Workforce Planning Analytics. Data and analytical capabilities that support long-range workforce planning decisions — including headcount modeling, skills gap analysis, capacity forecasting, and scenario planning — grounded in objective activity data rather than historical averages or manager estimates.

Workforce Productivity Score. A composite metric that aggregates multiple dimensions of workforce performance — including utilization rate, time on core activities, workday quality, and capacity availability — into a single, comparable index. Workforce productivity scores enable benchmarking across teams, functions, and time periods.

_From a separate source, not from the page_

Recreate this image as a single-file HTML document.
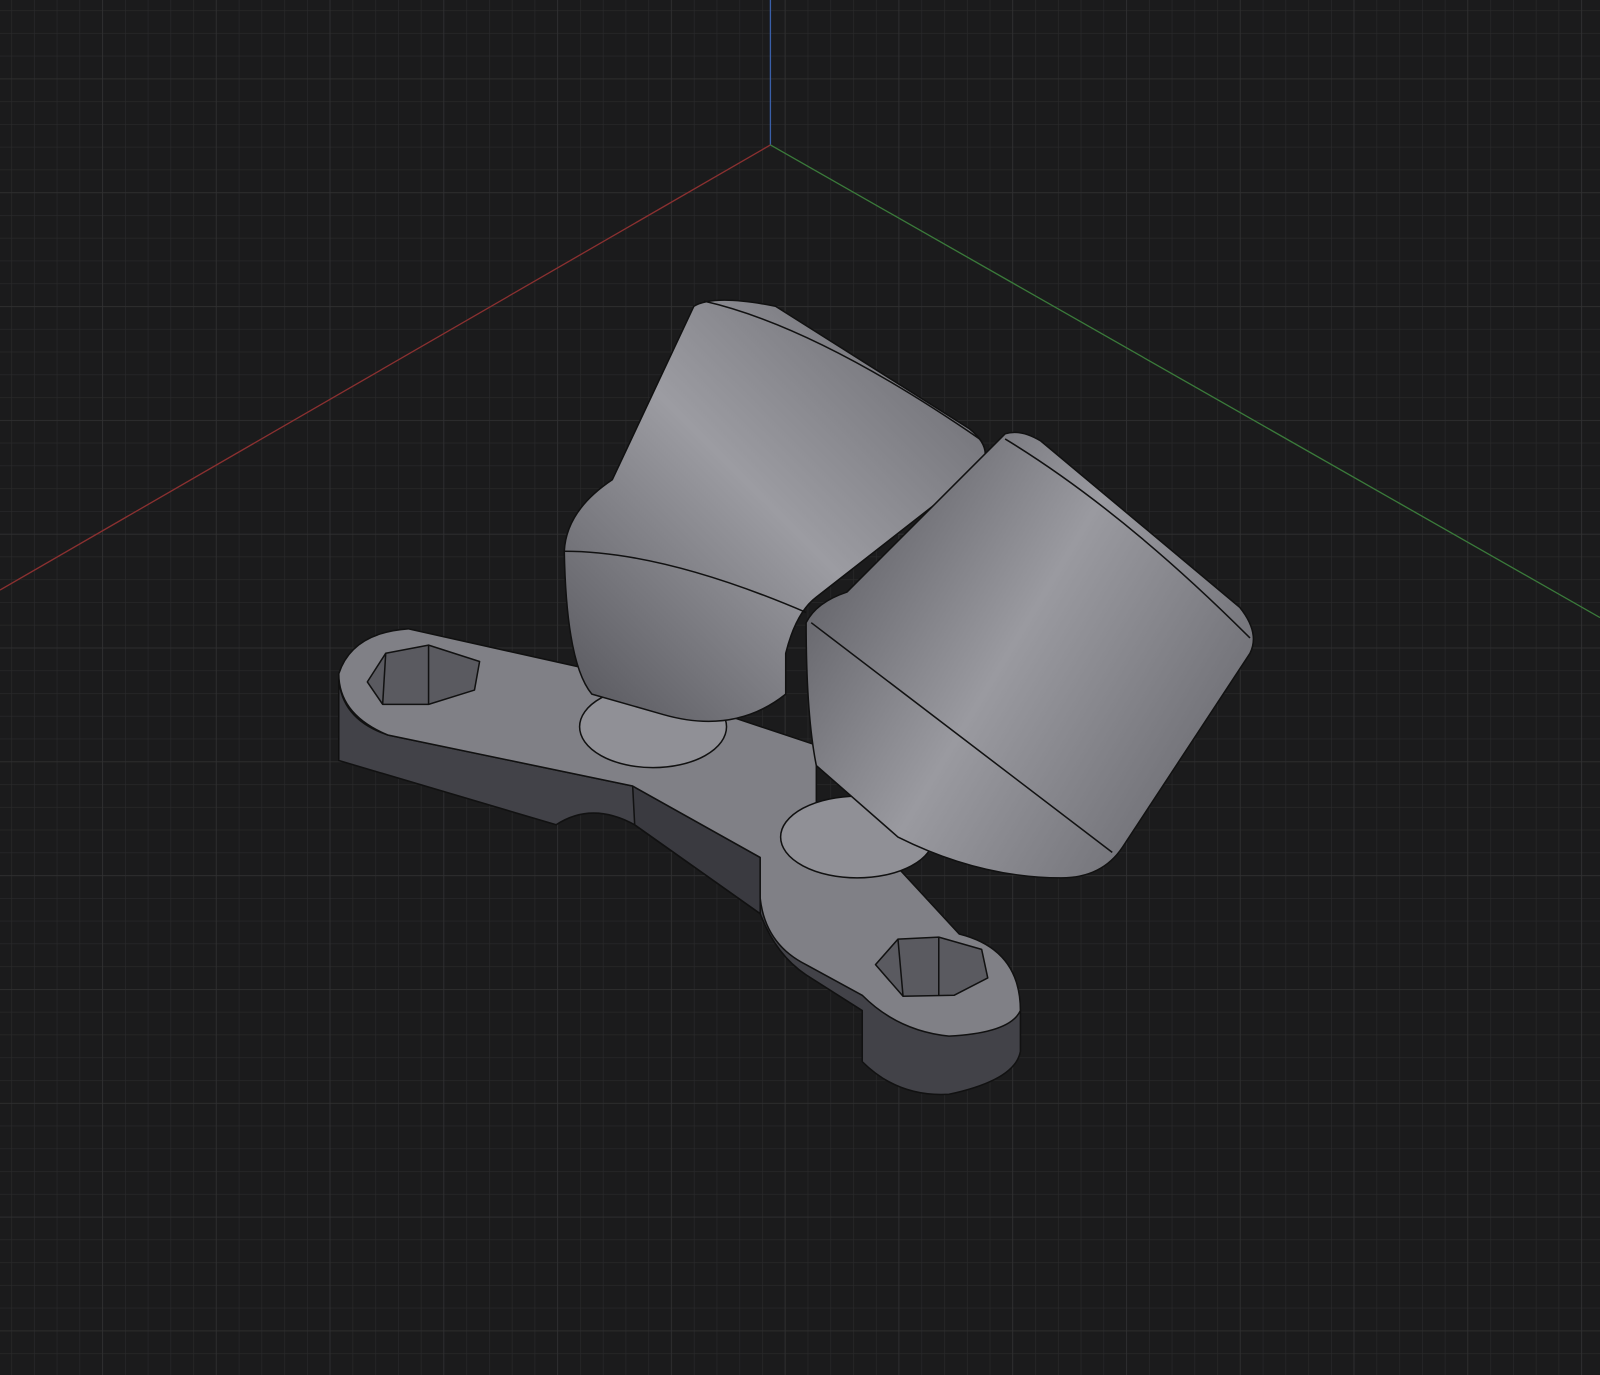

Workforce Transparency. The organizational condition in which both leaders and employees have clear, objective, and shared visibility into how work is being performed, how time is being invested, and how performance compares against expectations. Sapience enables workforce transparency by providing objective data accessible to multiple stakeholders at appropriate levels of detail.

Workforce Visibility. The real-time ability to see and understand workforce activity, utilization, and performance across an entire organization — including remote, hybrid, and contingent worker populations. Workforce visibility is a foundational capability that enables effective management in distributed and complex organizational environments.

Workload Balancing. The proactive redistribution of work tasks and responsibilities across teams or individuals to ensure that capacity is equitably and efficiently applied — preventing overload for high-demand employees and underutilization among those with available capacity. Sapience workload balancing insights are derived from continuous activity data, enabling evidence-based redistribution decisions.